Tell how many lines in the data below hold the string "components"; give nothing but the number.

# Data excerpt

◇ ◇ ◇

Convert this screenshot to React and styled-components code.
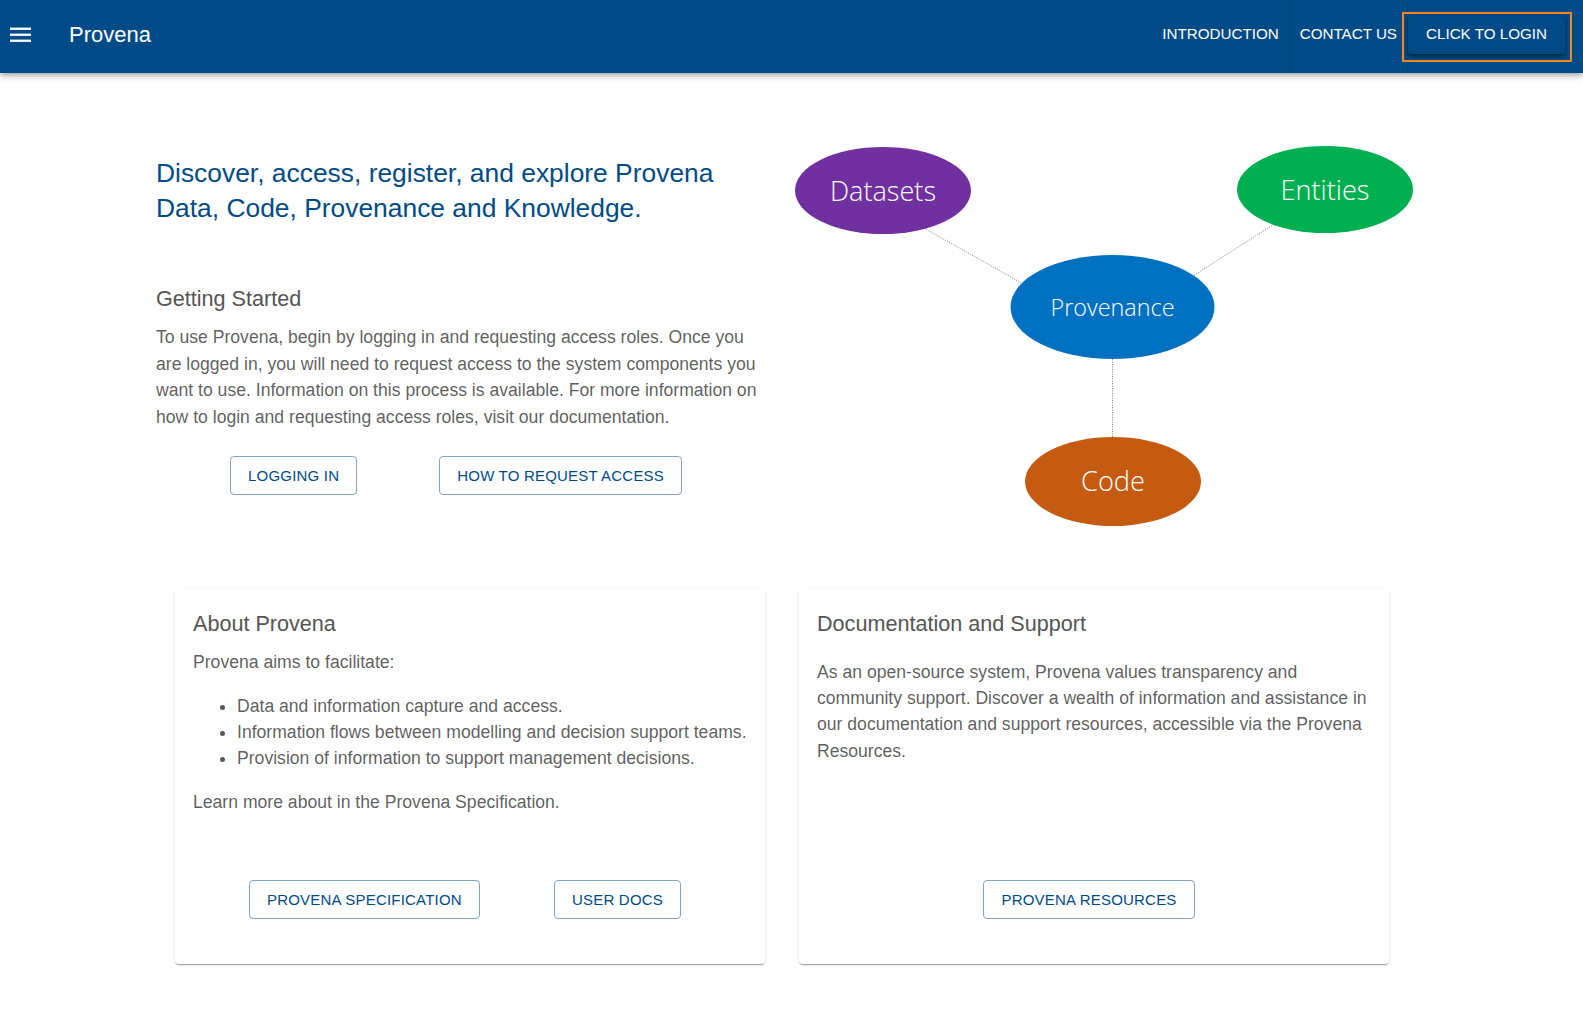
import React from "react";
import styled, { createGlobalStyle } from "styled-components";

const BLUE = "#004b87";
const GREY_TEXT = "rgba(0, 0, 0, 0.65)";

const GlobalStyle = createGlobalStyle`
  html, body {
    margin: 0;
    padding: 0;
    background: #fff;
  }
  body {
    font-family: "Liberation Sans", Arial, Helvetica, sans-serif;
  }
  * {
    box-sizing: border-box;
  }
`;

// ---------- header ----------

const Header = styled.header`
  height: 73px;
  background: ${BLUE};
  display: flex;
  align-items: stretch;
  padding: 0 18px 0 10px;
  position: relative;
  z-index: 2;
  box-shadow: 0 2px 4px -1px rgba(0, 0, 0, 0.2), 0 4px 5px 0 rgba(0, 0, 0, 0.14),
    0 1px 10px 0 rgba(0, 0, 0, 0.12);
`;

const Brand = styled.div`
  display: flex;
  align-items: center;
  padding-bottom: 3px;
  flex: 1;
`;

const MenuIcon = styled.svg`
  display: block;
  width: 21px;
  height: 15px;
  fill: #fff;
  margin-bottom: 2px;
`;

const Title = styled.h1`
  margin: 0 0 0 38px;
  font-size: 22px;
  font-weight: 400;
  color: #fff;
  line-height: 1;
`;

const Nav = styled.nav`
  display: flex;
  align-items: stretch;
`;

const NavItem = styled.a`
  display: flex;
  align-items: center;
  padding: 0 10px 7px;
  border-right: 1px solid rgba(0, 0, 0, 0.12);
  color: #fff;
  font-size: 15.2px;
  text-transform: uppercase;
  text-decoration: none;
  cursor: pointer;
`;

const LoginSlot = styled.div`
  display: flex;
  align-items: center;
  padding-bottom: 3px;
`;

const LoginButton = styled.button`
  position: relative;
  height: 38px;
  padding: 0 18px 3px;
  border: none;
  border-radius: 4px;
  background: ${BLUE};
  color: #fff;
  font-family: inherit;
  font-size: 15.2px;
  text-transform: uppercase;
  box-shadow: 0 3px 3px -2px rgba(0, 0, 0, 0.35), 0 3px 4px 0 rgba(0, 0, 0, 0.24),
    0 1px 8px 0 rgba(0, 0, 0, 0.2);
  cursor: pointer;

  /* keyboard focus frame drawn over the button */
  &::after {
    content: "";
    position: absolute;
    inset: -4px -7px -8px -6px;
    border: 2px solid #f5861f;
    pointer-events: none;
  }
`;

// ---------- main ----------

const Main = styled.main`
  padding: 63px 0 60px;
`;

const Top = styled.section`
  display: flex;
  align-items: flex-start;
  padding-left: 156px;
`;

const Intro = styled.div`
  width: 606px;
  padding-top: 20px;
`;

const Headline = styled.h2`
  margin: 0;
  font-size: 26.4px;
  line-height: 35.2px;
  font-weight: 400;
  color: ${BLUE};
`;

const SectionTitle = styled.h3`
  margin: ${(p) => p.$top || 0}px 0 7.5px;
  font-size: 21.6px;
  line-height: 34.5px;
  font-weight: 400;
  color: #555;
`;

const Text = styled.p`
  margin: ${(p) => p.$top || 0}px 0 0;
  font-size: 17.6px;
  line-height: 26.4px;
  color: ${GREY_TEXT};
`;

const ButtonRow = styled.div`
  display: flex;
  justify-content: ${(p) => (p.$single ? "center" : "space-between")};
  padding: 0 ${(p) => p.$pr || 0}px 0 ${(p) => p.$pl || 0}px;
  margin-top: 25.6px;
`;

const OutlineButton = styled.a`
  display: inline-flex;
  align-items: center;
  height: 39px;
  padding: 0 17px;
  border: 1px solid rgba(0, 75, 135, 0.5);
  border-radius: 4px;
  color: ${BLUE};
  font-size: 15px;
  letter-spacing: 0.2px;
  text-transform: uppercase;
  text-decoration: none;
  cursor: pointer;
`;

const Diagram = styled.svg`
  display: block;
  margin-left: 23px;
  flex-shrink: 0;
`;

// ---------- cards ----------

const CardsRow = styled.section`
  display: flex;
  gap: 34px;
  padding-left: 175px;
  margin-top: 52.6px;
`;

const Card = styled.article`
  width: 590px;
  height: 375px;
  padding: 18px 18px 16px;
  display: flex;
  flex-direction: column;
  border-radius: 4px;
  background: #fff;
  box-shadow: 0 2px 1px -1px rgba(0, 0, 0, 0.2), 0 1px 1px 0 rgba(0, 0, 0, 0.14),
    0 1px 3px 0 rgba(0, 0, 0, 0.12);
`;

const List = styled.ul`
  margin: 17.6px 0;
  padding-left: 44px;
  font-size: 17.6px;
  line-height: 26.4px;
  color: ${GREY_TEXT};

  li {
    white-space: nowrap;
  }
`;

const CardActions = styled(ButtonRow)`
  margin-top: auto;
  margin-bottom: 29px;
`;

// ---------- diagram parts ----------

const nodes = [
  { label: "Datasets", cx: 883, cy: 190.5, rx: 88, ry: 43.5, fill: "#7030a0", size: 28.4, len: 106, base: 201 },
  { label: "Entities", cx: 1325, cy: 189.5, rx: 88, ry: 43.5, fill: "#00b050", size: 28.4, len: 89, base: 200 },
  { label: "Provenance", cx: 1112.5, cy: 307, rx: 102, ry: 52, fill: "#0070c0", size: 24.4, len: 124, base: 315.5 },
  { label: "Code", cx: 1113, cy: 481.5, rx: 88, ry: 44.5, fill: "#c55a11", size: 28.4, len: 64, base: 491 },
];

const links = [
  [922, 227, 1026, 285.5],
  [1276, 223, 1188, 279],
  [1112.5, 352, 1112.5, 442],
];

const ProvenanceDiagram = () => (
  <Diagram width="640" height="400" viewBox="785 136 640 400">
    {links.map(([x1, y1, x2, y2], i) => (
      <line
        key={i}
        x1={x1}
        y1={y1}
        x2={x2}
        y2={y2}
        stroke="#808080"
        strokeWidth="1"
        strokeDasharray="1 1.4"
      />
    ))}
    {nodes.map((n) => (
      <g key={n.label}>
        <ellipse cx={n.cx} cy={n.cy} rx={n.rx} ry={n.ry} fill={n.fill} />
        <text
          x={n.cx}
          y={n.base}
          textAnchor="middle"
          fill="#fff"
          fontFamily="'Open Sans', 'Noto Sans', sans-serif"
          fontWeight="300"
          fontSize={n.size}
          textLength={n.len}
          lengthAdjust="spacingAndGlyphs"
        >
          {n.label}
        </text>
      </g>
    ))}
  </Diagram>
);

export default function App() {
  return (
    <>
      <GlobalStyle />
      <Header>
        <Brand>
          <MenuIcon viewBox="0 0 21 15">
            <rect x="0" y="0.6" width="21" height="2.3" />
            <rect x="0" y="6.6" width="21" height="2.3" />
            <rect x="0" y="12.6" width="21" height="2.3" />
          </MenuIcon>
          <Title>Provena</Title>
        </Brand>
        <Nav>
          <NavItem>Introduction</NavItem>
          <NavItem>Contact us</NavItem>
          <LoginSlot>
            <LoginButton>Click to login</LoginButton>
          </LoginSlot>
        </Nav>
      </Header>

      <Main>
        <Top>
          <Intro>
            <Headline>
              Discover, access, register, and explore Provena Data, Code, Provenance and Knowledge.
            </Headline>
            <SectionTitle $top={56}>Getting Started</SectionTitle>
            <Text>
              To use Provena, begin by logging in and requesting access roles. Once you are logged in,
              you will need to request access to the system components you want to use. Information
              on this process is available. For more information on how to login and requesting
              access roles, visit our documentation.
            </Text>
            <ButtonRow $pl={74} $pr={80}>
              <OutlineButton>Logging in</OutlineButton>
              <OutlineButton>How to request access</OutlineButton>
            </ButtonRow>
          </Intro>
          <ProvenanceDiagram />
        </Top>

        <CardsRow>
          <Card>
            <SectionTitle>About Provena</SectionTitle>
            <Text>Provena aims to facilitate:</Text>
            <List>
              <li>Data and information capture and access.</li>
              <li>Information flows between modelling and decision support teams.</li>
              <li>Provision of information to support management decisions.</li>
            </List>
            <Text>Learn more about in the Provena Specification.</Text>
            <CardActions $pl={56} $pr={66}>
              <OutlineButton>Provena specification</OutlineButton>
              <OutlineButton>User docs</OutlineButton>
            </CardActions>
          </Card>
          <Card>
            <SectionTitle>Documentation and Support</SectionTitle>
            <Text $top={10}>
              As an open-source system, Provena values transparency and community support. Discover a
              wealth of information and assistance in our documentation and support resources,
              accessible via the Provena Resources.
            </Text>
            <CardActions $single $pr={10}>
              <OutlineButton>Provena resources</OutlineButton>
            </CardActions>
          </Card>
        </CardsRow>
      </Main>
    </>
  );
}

◇ ◇ ◇

# Answer for this exercise
3